Per chi suona la campana? Con le dimissioni di Nicola Zingaretti, la campana suona per tutti noi, non soltanto per il Pd: noi, ossia quell’area di tre generazioni -dai traghettatori di Pci, Psi, Pri e Dc dalla Prima alla Seconda Repubblica alle “Sardine”- rimasta dentro o intorno alle sfrangiate filiere derivate dalla sinistra storica e dai movimenti cattolico-sociali. La decisione del leader del Pd è l’ennesimo, l’ultimo in ordine di tempo, indicatore dei nostri problemi di fondo, di senso politico, di funzione storica.

Guardiamo alle scomode verità: da tempo, i discendenti della sinistra storica e del cattolicesimo sociale, ovunque nell’Unione europea, o sono quasi estinti, come negli Stati dell’Est oppure rappresentano prevalentemente, non esclusivamente, i segmenti benestanti della società, le fasce alte delle classi medie, le ZTL, ossia i settori sempre più ristretti, capaci con maggiore o minore fatica di cogliere le opportunità presenti nei flussi globali e europei di capitali, servizi, merci e persone.

Per decidere che fare, si deve affrontare la domanda di fondo: chi vogliamo rappresentare? Il Pd, l’unico erede significativo delle tradizioni progressiste italiane, può andare avanti così. Convinto, nelle sue espressioni serie, da “Tina”: non c’è alternativa sul terreno economico e sociale. Certo, la sua rendita di posizione “europeista” viene ridimensionata dalla ri-emersione dell’anima liberista nella Lega. Ma, la bandiera dei diritti civili, in particolare per i migranti, e della retorica ambientalista può garantire al Pd la differenziazione sufficiente ad un 15% di consensi, così da consentire ai suoi abili dirigenti di continuare a risiedere nei Palazzi, in una maggioranza eternamente centrista.

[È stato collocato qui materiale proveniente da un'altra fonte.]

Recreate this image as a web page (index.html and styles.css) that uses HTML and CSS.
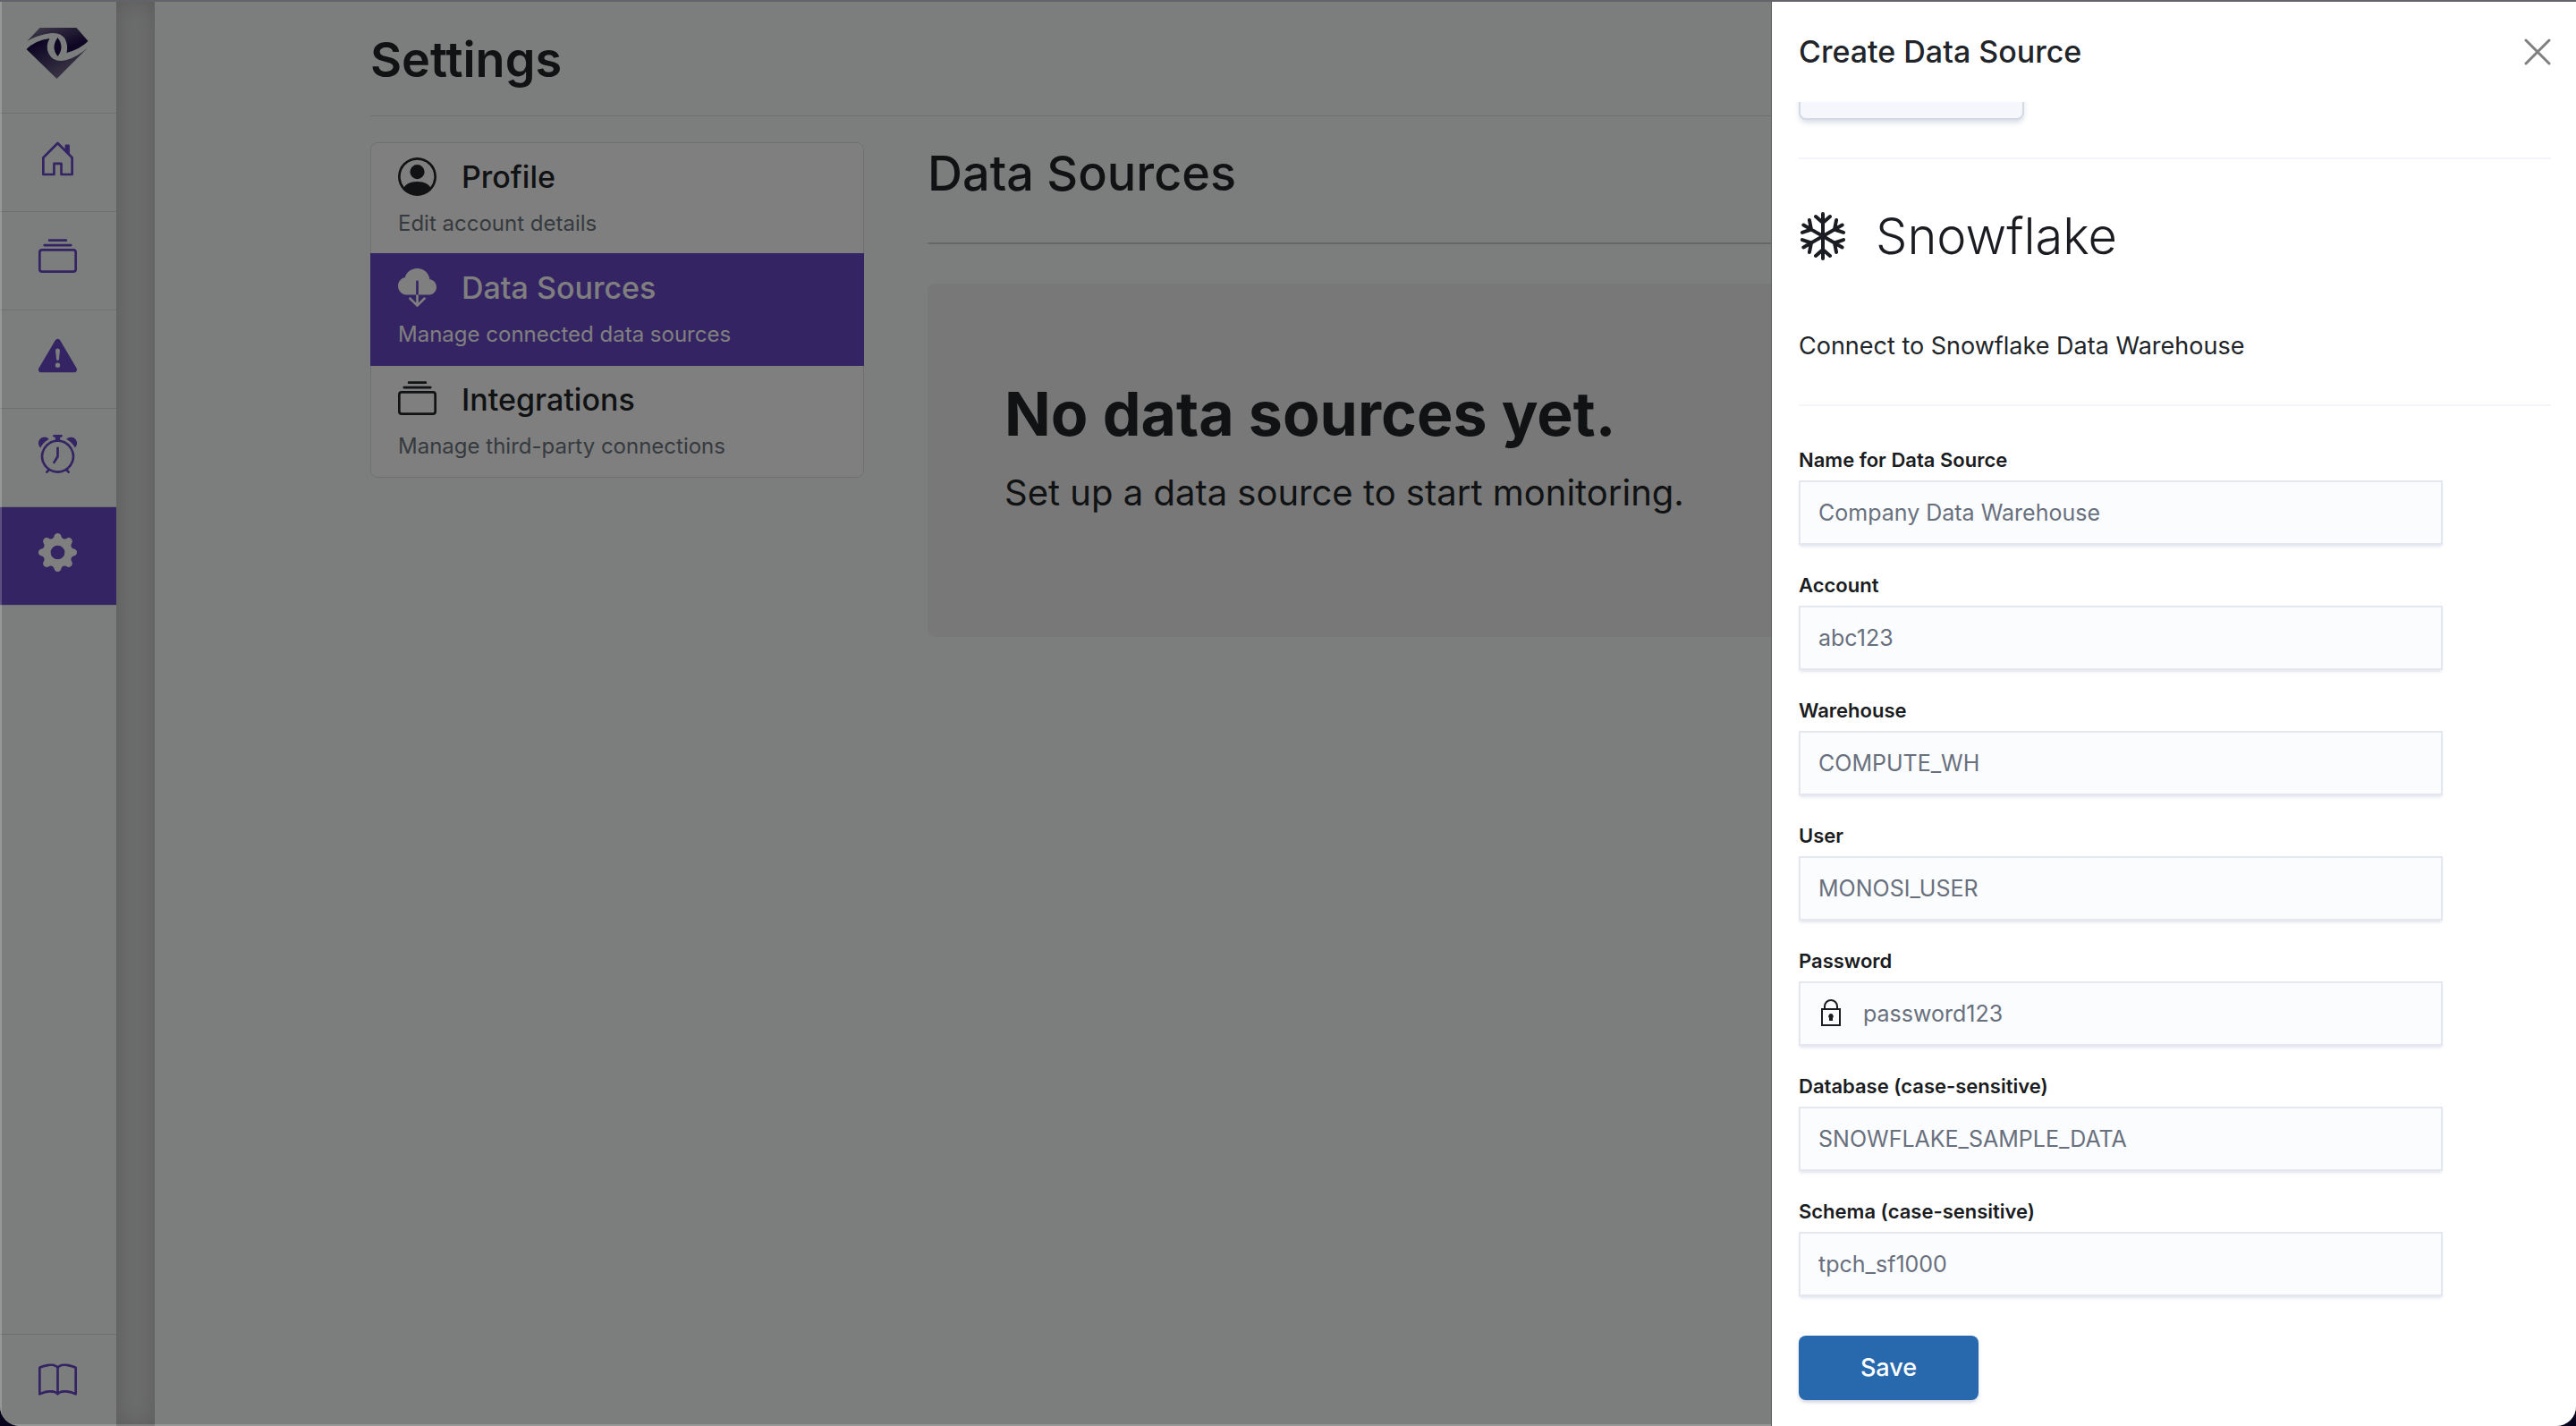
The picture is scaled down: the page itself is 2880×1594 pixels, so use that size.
FILE: index.html
```html
<!DOCTYPE html>
<html lang="en">
<head>
<meta charset="utf-8">
<title>Settings</title>
<link rel="stylesheet" href="styles.css">
</head>
<body>
<svg class="sprite" aria-hidden="true">
  <symbol id="collection" viewBox="0 0 16 16"><path d="M2.5 3.5a.5.5 0 0 1 0-1h11a.5.5 0 0 1 0 1h-11zm2-2a.5.5 0 0 1 0-1h7a.5.5 0 0 1 0 1h-7zM0 13a1.5 1.5 0 0 0 1.5 1.5h13A1.5 1.5 0 0 0 16 13V6a1.5 1.5 0 0 0-1.5-1.5h-13A1.5 1.5 0 0 0 0 6v7zm1.5.5A.5.5 0 0 1 1 13V6a.5.5 0 0 1 .5-.5h13a.5.5 0 0 1 .5.5v7a.5.5 0 0 1-.5.5h-13z"/></symbol>
</svg>
<div class="window">
  <nav class="sidebar" aria-label="Main">
    <a class="logo" href="#" aria-label="Home page">
      <svg viewBox="0 0 70 57">
        <defs>
          <linearGradient id="gem-top" x1="0" y1="0" x2="1" y2="1"><stop offset="0" stop-color="#8a8098"/><stop offset=".3" stop-color="#5a4d78"/><stop offset=".75" stop-color="#1c0d48"/></linearGradient>
          <linearGradient id="gem-bottom" x1="0" y1="0" x2="1" y2="1"><stop offset=".15" stop-color="#1c0d48"/><stop offset=".5" stop-color="#4f4270"/><stop offset=".85" stop-color="#80758f"/></linearGradient>
        </defs>
        <path fill="url(#gem-top)" d="M15 0H56L69 15Q60 24 45 28Q47 20 43 12Q38 5 28 6Q12 8 1 15Z"/>
        <path fill="url(#gem-bottom)" d="M0 24Q10 14 26 12Q21 20 25 29Q31 40 45 36Q58 32 69 22L34 57Z"/>
        <path fill="#1c0d48" d="M35 11Q43 22 35 32Q27 22 35 11Z"/>
      </svg>
    </a>
    <a class="nav-item" href="#" aria-label="Home"><svg class="icon" viewBox="0 0 16 16"><path d="M8.354 1.146a.5.5 0 0 0-.708 0l-6 6A.5.5 0 0 0 1.5 7.5v7a.5.5 0 0 0 .5.5h4.5a.5.5 0 0 0 .5-.5v-4h2v4a.5.5 0 0 0 .5.5H14a.5.5 0 0 0 .5-.5v-7a.5.5 0 0 0-.146-.354L13 5.793V2.5a.5.5 0 0 0-.5-.5h-1a.5.5 0 0 0-.5.5v1.293L8.354 1.146zM2.5 14V7.707l5.5-5.5 5.5 5.5V14H10v-4a.5.5 0 0 0-.5-.5h-3a.5.5 0 0 0-.5.5v4H2.5z"/></svg></a>
    <a class="nav-item" href="#" aria-label="Monitors"><svg class="icon"><use href="#collection"/></svg></a>
    <a class="nav-item" href="#" aria-label="Issues"><svg class="icon" viewBox="0 0 16 16"><path d="M8.982 1.566a1.13 1.13 0 0 0-1.96 0L.165 13.233c-.457.778.091 1.767.98 1.767h13.713c.889 0 1.438-.99.98-1.767L8.982 1.566zM8 5c.535 0 .954.462.9.995l-.35 3.507a.552.552 0 0 1-1.1 0L7.1 5.995A.905.905 0 0 1 8 5zm.002 6a1 1 0 1 1 0 2 1 1 0 0 1 0-2z"/></svg></a>
    <a class="nav-item" href="#" aria-label="Schedules"><svg class="icon" viewBox="0 0 16 16"><path d="M8.5 5.5a.5.5 0 0 0-1 0v3.362l-1.429 2.38a.5.5 0 1 0 .858.515l1.5-2.5A.5.5 0 0 0 8.5 9V5.5z"/><path d="M6.5 0a.5.5 0 0 0 0 1H7v1.07a7.001 7.001 0 0 0-3.273 12.474l-.602.602a.5.5 0 0 0 .707.708l.746-.746A6.97 6.97 0 0 0 8 16a6.97 6.97 0 0 0 3.422-.892l.746.746a.5.5 0 0 0 .707-.708l-.601-.602A7.001 7.001 0 0 0 9 2.07V1h.5a.5.5 0 0 0 0-1h-3zm1.038 3.018a6.093 6.093 0 0 1 .924 0 6 6 0 1 1-.924 0zM0 3.5c0 .753.333 1.429.86 1.887A8.035 8.035 0 0 1 4.387 1.86 2.5 2.5 0 0 0 0 3.5zM13.5 1c-.753 0-1.429.333-1.887.86a8.035 8.035 0 0 1 3.527 3.527A2.5 2.5 0 0 0 13.5 1z"/></svg></a>
    <a class="nav-item nav-item-active" href="#" aria-label="Settings" aria-current="page"><svg class="icon" viewBox="0 0 16 16"><path d="M9.405 1.05c-.413-1.4-2.397-1.4-2.81 0l-.1.34a1.464 1.464 0 0 1-2.105.872l-.31-.17c-1.283-.698-2.686.705-1.987 1.987l.169.311c.446.82.023 1.841-.872 2.105l-.34.1c-1.4.413-1.4 2.397 0 2.81l.34.1a1.464 1.464 0 0 1 .872 2.105l-.17.31c-.698 1.283.705 2.686 1.987 1.987l.311-.169a1.464 1.464 0 0 1 2.105.872l.1.34c.413 1.4 2.397 1.4 2.81 0l.1-.34a1.464 1.464 0 0 1 2.105-.872l.31.17c1.283.698 2.686-.705 1.987-1.987l-.169-.311a1.464 1.464 0 0 1 .872-2.105l.34-.1c1.4-.413 1.4-2.397 0-2.81l-.34-.1a1.464 1.464 0 0 1-.872-2.105l.17-.31c.698-1.283-.705-2.686-1.987-1.987l-.311.169a1.464 1.464 0 0 1-2.105-.872l-.1-.34zM8 10.93a2.929 2.929 0 1 1 0-5.86 2.929 2.929 0 0 1 0 5.858z"/></svg></a>
    <a class="nav-docs" href="#" aria-label="Documentation"><svg class="icon" viewBox="0 0 16 16"><path d="M1 2.828c.885-.37 2.154-.769 3.388-.893 1.33-.134 2.458.063 3.112.752v9.746c-.935-.53-2.12-.603-3.213-.493-1.18.12-2.37.461-3.287.811V2.828zm7.5-.141c.654-.689 1.782-.886 3.112-.752 1.234.124 2.503.523 3.388.893v9.923c-.918-.35-2.107-.692-3.287-.81-1.094-.111-2.278-.039-3.213.492V2.687zM8 1.783C7.015.936 5.587.81 4.287.94c-1.514.153-3.042.672-3.994 1.105A.5.5 0 0 0 0 2.5v11a.5.5 0 0 0 .707.455c.882-.4 2.303-.881 3.68-1.02 1.409-.142 2.59.087 3.223.877a.5.5 0 0 0 .78 0c.633-.79 1.814-1.019 3.222-.877 1.378.139 2.8.62 3.681 1.02A.5.5 0 0 0 16 13.5v-11a.5.5 0 0 0-.293-.455c-.952-.433-2.48-.952-3.994-1.105C10.413.809 8.985.936 8 1.783z"/></svg></a>
  </nav>
  <div class="gutter"></div>
  <main class="page">
    <h1 class="page-title">Settings</h1>
    <div class="page-body">
      <nav class="menu" aria-label="Settings sections">
        <a class="menu-item" href="#">
          <span class="menu-title"><svg class="icon" viewBox="0 0 16 16"><path d="M11 6a3 3 0 1 1-6 0 3 3 0 0 1 6 0z"/><path fill-rule="evenodd" d="M0 8a8 8 0 1 1 16 0A8 8 0 0 1 0 8zm8-7a7 7 0 0 0-5.468 11.37C3.242 11.226 4.805 10 8 10s4.757 1.225 5.468 2.37A7 7 0 0 0 8 1z"/></svg>Profile</span>
          <span class="menu-text">Edit account details</span>
        </a>
        <a class="menu-item menu-item-active" href="#" aria-current="page">
          <span class="menu-title"><svg class="icon" viewBox="0 0 16 16"><path d="M8 0a5.53 5.53 0 0 0-3.594 1.342c-.766.66-1.321 1.52-1.464 2.383C1.266 4.095 0 5.555 0 7.318 0 9.366 1.708 11 3.781 11H7.5V5.5a.5.5 0 0 1 1 0V11h4.188C14.502 11 16 9.57 16 7.773c0-1.636-1.242-2.969-2.834-3.194C12.923 1.999 10.69 0 8 0zm-.354 15.854a.5.5 0 0 0 .708 0l3-3a.5.5 0 0 0-.708-.708L8.5 14.293V11h-1v3.293l-2.146-2.147a.5.5 0 0 0-.708.708l3 3z"/></svg>Data Sources</span>
          <span class="menu-text">Manage connected data sources</span>
        </a>
        <a class="menu-item" href="#">
          <span class="menu-title"><svg class="icon"><use href="#collection"/></svg>Integrations</span>
          <span class="menu-text">Manage third-party connections</span>
        </a>
      </nav>
      <section class="content">
        <h2 class="content-title">Data Sources</h2>
        <div class="empty">
          <h3 class="empty-title">No data sources yet.</h3>
          <p class="empty-text">Set up a data source to start monitoring.</p>
        </div>
      </section>
    </div>
  </main>
  <div class="backdrop"></div>
  <aside class="drawer" role="dialog" aria-labelledby="drawer-title">
    <header class="drawer-header">
      <h2 class="drawer-title" id="drawer-title">Create Data Source</h2>
      <button class="close" type="button" aria-label="Close"><svg viewBox="0 0 30 30"><path d="M2 2L28 28M28 2L2 28"/></svg></button>
    </header>
    <div class="drawer-body">
      <button class="back" type="button" aria-label="Back"></button>
      <div class="source">
        <svg class="flake" viewBox="-27 -27 54 54">
          <defs><path id="arm" d="M0 0V-25M0 -15L-8 -22M0 -15L8 -22"/></defs>
          <use href="#arm"/><use href="#arm" transform="rotate(60)"/><use href="#arm" transform="rotate(120)"/><use href="#arm" transform="rotate(180)"/><use href="#arm" transform="rotate(240)"/><use href="#arm" transform="rotate(300)"/>
        </svg>
        <h3 class="source-name">Snowflake</h3>
      </div>
      <p class="source-text">Connect to Snowflake Data Warehouse</p>
      <form class="form">
        <div class="field"><label for="name">Name for Data Source</label><input id="name" type="text" placeholder="Company Data Warehouse"></div>
        <div class="field"><label for="account">Account</label><input id="account" type="text" placeholder="abc123"></div>
        <div class="field"><label for="warehouse">Warehouse</label><input id="warehouse" type="text" placeholder="COMPUTE_WH"></div>
        <div class="field"><label for="user">User</label><input id="user" type="text" placeholder="MONOSI_USER"></div>
        <div class="field field-locked"><label for="password">Password</label><input id="password" type="password" placeholder="password123"><svg class="lock" viewBox="0 0 24 30"><path class="lock-line" d="M2 11H22V29H2ZM5 11V8a7 7 0 0 1 14 0V11"/><path d="M12 16a3 3 0 0 1 2 5V24H10V21A3 3 0 0 1 12 16Z"/></svg></div>
        <div class="field"><label for="database">Database (case-sensitive)</label><input id="database" type="text" placeholder="SNOWFLAKE_SAMPLE_DATA"></div>
        <div class="field"><label for="schema">Schema (case-sensitive)</label><input id="schema" type="text" placeholder="tpch_sf1000"></div>
        <button class="save" type="submit">Save</button>
      </form>
    </div>
  </aside>
</div>
</body>
</html>
```

FILE: styles.css
```css
* {
  box-sizing: border-box;
}

body {
  margin: 0;
  background: #08031c;
  color: #212529;
  font-family: Inter, "Liberation Sans", sans-serif;
}

h1, h2, h3, p {
  margin: 0;
}

a {
  color: inherit;
  text-decoration: none;
}

.sprite {
  position: absolute;
  width: 0;
  height: 0;
}

.window {
  position: relative;
  display: flex;
  min-height: 100vh;
  overflow: hidden;
  border-top: 2px solid #63636b;
  border-radius: 0 0 22px 22px;
  background: #f8fdfa;
}

.icon {
  width: 43px;
  height: 43px;
  flex: none;
  fill: currentColor;
}

/* Sidebar */

.sidebar {
  display: flex;
  flex-direction: column;
  width: 130px;
  flex: none;
  color: #6a48c6;
}

.logo {
  height: 125px;
  padding: 29px 0 0 29px;
  border-bottom: 1px solid #dde1de;
}

.logo svg {
  width: 71px;
  height: 57px;
}

.nav-item {
  display: flex;
  align-items: center;
  justify-content: center;
  height: 110px;
  padding: 0 2px 8px 0;
  border-bottom: 1px solid #dde1de;
}

.nav-item-active {
  background: #6a48c6;
  color: #fff;
}

.nav-docs {
  display: flex;
  align-items: center;
  justify-content: center;
  height: 103px;
  padding-right: 2px;
  margin-top: auto;
  border-top: 1px solid #dde1de;
}

.gutter {
  width: 43px;
  flex: none;
  background: #d8dcd9;
  box-shadow: inset 0 0 26px #b4b4b4;
}

/* Page */

.page {
  flex: 1;
  padding: 28px 241px;
}

.page-title {
  padding-bottom: 25px;
  border-bottom: 1px solid #dde1de;
  margin-bottom: 29px;
  font-size: 54px;
  font-weight: 600;
  line-height: 74px;
}

.page-body {
  display: flex;
  align-items: flex-start;
  gap: 71px;
}

.menu {
  width: 552px;
  flex: none;
  border: 1px solid #dde1de;
  border-radius: 8px;
  background: #fff;
}

.menu-item {
  display: block;
  padding: 16px 30px 12px;
}

.menu-item-active {
  margin: -1px -1px 0;
  padding: 17px 31px 13px;
  background: #6a48c6;
  color: #fff;
}

.menu-title {
  display: flex;
  align-items: center;
  gap: 28px;
  font-size: 34px;
  font-weight: 500;
  line-height: 43px;
}

.menu-text {
  display: block;
  padding-top: 8px;
  color: #6c757d;
  font-size: 24px;
  line-height: 45px;
}

.menu-item-active .menu-text {
  color: #fff;
}

.content {
  flex: 1;
}

.content-title {
  padding-bottom: 42px;
  border-bottom: 2px solid #ced2cf;
  margin-bottom: 44px;
  font-size: 54px;
  font-weight: 500;
  line-height: 70px;
}

.empty {
  padding: 96px 86px;
  border-radius: 8px;
  background: #f1f1f1;
}

.empty-title {
  padding-bottom: 8px;
  font-size: 68px;
  font-weight: 700;
  line-height: 98px;
}

.empty-text {
  padding-bottom: 34px;
  font-size: 40px;
  line-height: 63px;
}

/* Drawer */

.backdrop {
  position: absolute;
  inset: 0;
  background: rgba(0, 0, 0, .5);
  box-shadow: inset 2px -2px 0 rgba(255, 255, 255, .2);
}

.drawer {
  position: absolute;
  top: 0;
  right: 0;
  bottom: 0;
  display: flex;
  flex-direction: column;
  width: 899px;
  max-width: 100%;
  background: #fff;
  box-shadow: -1px 0 0 #5c5e5d;
}

.drawer-header {
  display: flex;
  align-items: center;
  justify-content: space-between;
  height: 112px;
  flex: none;
  padding: 0 28px 0 30px;
}

.drawer-title {
  font-size: 34px;
  font-weight: 500;
  line-height: 54px;
}

.close {
  width: 30px;
  height: 30px;
  padding: 0;
  border: 0;
  background: none;
}

.close svg {
  display: block;
  fill: none;
  stroke: #7f7f7f;
  stroke-width: 3;
  stroke-linecap: round;
}

.drawer-body {
  flex: 1;
  overflow: hidden;
  padding: 0 28px 0 30px;
}

/* The body is scrolled so that the back button is partly out of view */
.back {
  display: block;
  width: 252px;
  height: 72px;
  margin: -52px 0 42px;
  border: 2px solid #d3dae6;
  border-radius: 8px;
  background: #f5f7fc;
  box-shadow: 0 4px 6px -1px rgba(60, 80, 130, .2);
}

.source {
  display: flex;
  align-items: center;
  gap: 32px;
  height: 174px;
  border-top: 2px solid #f3f4fa;
  color: #1a1c21;
}

.flake {
  width: 54px;
  height: 54px;
  fill: none;
  stroke: currentColor;
  stroke-width: 4;
  stroke-linecap: round;
}

.source-name {
  font-size: 56px;
  font-weight: 300;
  line-height: 80px;
}

.source-text {
  padding: 16px 0 44px;
  border-bottom: 2px solid #f3f4fa;
  font-size: 27px;
  line-height: 42px;
}

.form {
  display: grid;
  gap: 32px;
  max-width: 720px;
  padding-top: 47px;
}

.field {
  position: relative;
}

.field label {
  display: block;
  padding-bottom: 10px;
  color: #1a1c21;
  font-size: 22px;
  font-weight: 600;
  line-height: 26px;
}

.field input {
  display: block;
  width: 100%;
  height: 72px;
  padding: 0 20px;
  border: 2px solid #e4e6f0;
  border-radius: 0;
  background: #fbfcfe;
  box-shadow: 0 3px 3px -1px rgba(60, 70, 130, .14);
  font: 400 25px/36px Inter, "Liberation Sans", sans-serif;
}

.field input::placeholder {
  color: #69707d;
  opacity: 1;
}

.field-locked input {
  padding-left: 70px;
}

.lock {
  position: absolute;
  left: 24px;
  bottom: 22px;
  width: 24px;
  height: 30px;
  fill: #1a1c21;
}

.lock-line {
  fill: none;
  stroke: #1a1c21;
  stroke-width: 2;
}

.save {
  width: 201px;
  height: 72px;
  margin-top: 12px;
  border: 0;
  border-radius: 8px;
  background: #2869ae;
  box-shadow: 0 3px 4px -1px rgba(60, 70, 130, .3);
  color: #fff;
  font: 500 27px/42px Inter, "Liberation Sans", sans-serif;
}
```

Un atto fondativo è, invece, necessario se si intende riconquistare la rappresentanza delle vaste periferie economiche e sociali e esprimerla nell’alleanza Pd-M5S-LeU. Una coraggiosa e faticosa avventura culturale, prima che organizzativa, intorno alla questione lavoro, da rideclinare come condizione di dignità della persona e di fondamento della democrazia, l’articolo 1 della nostra Costituzione.

Un’avventura per insediare, di fronte all’insostenibilità sociale, ambientale e democratica del “libero mercato”, un paradigma alimentato da socialismo, keynesismo e dottrina sociale della Chiesa e promuovere davvero la transizione ecologica; per rideclinare il primato della Politica sull’economia e ricostruire la gerarchia costituzionale con lo Stato sopra le Regioni; per attingere, infine, alle forze sociali, civiche e culturali attrezzate per tale sfida, largamente attive fuori dai recinti dei soggetti politici in gioco. Qui, si opera per un sistema politico imperniato su due campi alternativi.

Attenzione: l’atto fondativo può essere proficuo soltanto se in esso si può re-inventare anche il mestiere specifico della sinistra. Non avrebbe senso ritrovarsi soltanto sulla base di un ecumenico richiamo a valori che possono essere anche della sinistra, ma non sono distintivi della sinistra, in quanto e meno male, sono praticati anche dalle forze liberali e dalle destre liberiste: le pari opportunità di genere, i diritti dei migranti, i diritti connessi all’identità sessuale, ossia il grande e decisivo capitolo dei diritti civili, ma astratti dai diritti sociali.

Nemmeno sarebbe fertile fondarsi in riferimento alla “lotta alle disuguaglianze” come dettata dal “Bruxelles Consensus” e indicato nel Pnrr: disuguaglianze di genere, di generazione e di territorio, astratte dalla loro dimensione sociale, di classe, segnata da drammatica svalutazione del lavoro. Non soltanto del lavoro subordinato tipico, ma del lavoro “autonomo”, professionale, micro-imprenditoriale privo di potere negoziale nell’offerta al mercato della propria attività, sfruttato dal capitale economico e finanziario, dalle imprese esportatrici e dalle figure apicali a loro servizio.

Per promuovere l’atto fondativo, LeU potrebbe dare buon esempio. Oltre a raccomandare la strada da seguire, potremmo cominciare a percorrerla. Potremmo dare consistenza politica e trama aggregativa alla promessa elettorale rimasta da tre anni a galleggiare in Parlamento. Le elezioni amministrative, innanzitutto a Roma, dovrebbero essere la prima occasione per accumulare credibilità: senza velleità di fare l’ennesimo partito, ma al contrario per incrociare le forze nel Pd e nel M5S orientate a costruire l’ “Alleanza per lo sviluppo sostenibile”.